**What to work on:** Extract each line containing the string "components".

**Material provided:**

----------

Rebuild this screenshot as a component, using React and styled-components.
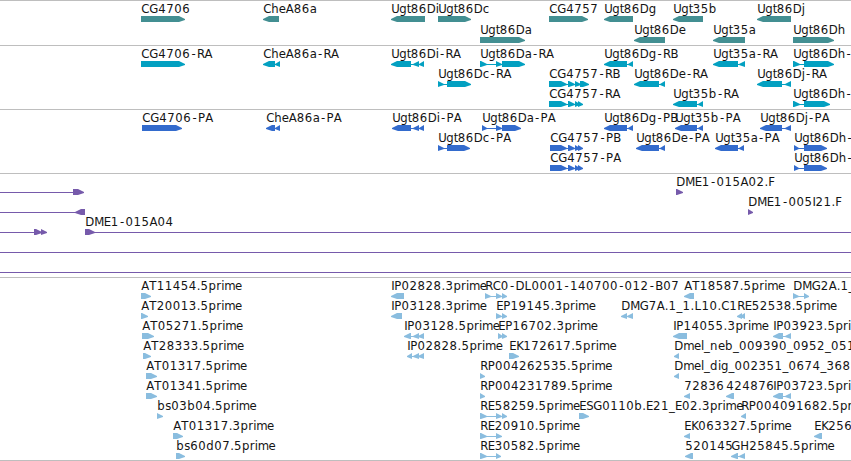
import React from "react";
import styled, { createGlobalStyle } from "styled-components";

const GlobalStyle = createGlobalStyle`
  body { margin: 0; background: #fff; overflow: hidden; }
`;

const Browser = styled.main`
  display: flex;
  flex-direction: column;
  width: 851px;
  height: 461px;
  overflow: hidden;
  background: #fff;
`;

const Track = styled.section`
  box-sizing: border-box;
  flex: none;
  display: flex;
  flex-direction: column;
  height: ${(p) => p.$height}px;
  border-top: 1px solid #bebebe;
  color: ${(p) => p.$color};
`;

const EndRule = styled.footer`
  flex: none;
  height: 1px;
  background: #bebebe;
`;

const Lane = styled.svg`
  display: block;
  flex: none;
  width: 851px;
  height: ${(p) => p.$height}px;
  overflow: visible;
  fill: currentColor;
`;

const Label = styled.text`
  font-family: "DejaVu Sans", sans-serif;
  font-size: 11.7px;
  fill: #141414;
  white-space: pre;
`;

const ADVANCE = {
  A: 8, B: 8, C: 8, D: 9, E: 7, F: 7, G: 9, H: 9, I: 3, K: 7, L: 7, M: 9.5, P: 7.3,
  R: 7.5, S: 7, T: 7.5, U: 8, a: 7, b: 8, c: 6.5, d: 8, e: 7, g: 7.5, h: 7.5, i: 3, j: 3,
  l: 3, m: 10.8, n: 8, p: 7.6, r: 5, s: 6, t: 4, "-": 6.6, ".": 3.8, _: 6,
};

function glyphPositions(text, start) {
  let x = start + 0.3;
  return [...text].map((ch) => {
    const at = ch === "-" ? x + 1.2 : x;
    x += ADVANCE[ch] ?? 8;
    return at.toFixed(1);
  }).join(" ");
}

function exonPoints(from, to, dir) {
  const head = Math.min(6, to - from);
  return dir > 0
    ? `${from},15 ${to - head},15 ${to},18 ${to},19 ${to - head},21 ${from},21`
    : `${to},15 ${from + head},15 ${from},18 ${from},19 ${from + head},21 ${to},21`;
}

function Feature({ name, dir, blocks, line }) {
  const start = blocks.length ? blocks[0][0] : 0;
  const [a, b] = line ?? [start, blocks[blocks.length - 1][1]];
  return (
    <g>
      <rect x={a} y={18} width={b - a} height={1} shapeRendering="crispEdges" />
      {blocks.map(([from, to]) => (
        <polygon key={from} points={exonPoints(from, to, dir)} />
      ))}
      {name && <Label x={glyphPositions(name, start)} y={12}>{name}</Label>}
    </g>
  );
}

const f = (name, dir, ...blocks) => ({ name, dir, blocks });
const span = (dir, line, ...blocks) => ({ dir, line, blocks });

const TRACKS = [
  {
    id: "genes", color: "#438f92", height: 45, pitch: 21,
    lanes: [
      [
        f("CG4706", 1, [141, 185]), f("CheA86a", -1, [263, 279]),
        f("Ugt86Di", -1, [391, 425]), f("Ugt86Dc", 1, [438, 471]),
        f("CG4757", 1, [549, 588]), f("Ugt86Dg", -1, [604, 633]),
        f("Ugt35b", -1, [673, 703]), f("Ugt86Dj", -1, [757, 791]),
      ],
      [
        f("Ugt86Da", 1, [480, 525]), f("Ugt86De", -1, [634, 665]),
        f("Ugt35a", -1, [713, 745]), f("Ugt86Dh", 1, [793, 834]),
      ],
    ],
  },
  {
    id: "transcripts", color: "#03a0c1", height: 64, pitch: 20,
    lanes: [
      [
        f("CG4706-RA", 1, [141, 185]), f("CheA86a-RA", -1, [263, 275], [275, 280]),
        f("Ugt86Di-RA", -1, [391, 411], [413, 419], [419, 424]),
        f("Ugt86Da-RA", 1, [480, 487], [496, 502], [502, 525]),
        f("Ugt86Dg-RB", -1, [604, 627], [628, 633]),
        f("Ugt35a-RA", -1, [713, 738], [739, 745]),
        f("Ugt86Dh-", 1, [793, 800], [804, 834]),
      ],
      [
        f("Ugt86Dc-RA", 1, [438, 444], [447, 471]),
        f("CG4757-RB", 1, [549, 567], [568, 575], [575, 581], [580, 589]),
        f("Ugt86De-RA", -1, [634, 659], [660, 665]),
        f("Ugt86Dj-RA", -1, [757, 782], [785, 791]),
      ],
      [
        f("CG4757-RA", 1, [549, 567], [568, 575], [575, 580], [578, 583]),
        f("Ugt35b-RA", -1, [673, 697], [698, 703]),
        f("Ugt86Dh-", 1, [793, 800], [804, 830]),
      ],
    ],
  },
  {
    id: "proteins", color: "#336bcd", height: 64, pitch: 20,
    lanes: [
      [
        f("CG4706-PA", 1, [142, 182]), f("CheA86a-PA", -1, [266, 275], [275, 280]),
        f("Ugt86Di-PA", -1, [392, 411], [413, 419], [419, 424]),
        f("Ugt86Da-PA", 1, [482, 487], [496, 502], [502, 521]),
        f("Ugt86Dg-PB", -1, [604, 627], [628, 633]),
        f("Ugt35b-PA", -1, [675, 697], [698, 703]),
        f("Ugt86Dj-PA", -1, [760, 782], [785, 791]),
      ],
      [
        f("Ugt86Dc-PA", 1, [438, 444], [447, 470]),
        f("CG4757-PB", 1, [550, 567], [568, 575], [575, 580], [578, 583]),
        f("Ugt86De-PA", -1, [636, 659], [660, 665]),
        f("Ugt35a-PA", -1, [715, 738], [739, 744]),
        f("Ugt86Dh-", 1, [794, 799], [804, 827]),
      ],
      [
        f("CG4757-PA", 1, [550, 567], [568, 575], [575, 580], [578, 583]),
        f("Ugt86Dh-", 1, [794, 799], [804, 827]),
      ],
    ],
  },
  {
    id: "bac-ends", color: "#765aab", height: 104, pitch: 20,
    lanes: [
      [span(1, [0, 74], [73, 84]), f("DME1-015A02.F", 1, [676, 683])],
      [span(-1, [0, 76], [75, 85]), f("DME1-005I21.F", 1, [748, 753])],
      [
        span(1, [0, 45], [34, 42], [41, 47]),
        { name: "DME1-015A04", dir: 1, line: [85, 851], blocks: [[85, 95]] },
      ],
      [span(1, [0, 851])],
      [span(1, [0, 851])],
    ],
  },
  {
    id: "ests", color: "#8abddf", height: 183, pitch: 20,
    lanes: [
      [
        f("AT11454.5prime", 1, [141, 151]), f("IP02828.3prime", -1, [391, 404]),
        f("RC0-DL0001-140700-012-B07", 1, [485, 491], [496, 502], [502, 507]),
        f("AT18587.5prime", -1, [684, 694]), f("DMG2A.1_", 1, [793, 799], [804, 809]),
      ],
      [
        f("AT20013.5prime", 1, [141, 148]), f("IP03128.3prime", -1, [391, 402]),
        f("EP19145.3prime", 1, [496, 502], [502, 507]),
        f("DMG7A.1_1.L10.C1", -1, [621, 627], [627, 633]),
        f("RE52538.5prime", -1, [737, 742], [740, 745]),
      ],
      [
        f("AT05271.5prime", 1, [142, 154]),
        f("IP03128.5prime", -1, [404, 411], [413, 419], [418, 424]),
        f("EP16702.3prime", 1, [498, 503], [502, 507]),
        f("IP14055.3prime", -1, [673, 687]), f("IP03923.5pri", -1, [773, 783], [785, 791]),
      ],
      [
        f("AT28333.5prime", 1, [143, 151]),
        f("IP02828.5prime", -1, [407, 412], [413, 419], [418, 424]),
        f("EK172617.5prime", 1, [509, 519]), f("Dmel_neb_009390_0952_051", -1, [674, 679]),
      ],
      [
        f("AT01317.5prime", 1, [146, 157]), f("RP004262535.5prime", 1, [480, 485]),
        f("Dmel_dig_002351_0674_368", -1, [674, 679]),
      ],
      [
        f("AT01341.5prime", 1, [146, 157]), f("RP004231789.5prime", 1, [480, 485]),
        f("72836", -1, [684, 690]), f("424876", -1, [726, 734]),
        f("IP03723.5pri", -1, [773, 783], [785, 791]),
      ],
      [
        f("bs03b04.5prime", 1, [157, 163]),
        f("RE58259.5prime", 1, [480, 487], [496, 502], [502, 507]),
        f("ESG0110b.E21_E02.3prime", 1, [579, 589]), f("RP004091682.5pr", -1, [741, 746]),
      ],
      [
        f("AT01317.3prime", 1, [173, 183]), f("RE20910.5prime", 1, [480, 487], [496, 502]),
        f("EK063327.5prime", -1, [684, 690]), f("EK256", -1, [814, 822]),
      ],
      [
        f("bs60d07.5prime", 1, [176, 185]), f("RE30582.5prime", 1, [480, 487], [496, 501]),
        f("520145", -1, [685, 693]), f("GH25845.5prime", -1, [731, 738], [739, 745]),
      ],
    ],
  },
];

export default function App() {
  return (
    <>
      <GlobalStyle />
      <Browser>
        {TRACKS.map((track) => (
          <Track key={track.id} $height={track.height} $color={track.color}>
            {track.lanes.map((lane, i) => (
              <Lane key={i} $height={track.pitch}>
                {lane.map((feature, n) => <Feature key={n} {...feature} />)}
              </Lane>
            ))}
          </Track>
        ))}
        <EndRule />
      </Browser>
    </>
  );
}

----------

**Worked answer:**
Rebuild this screenshot as a component, using React and styled-components.
import styled, { createGlobalStyle } from "styled-components";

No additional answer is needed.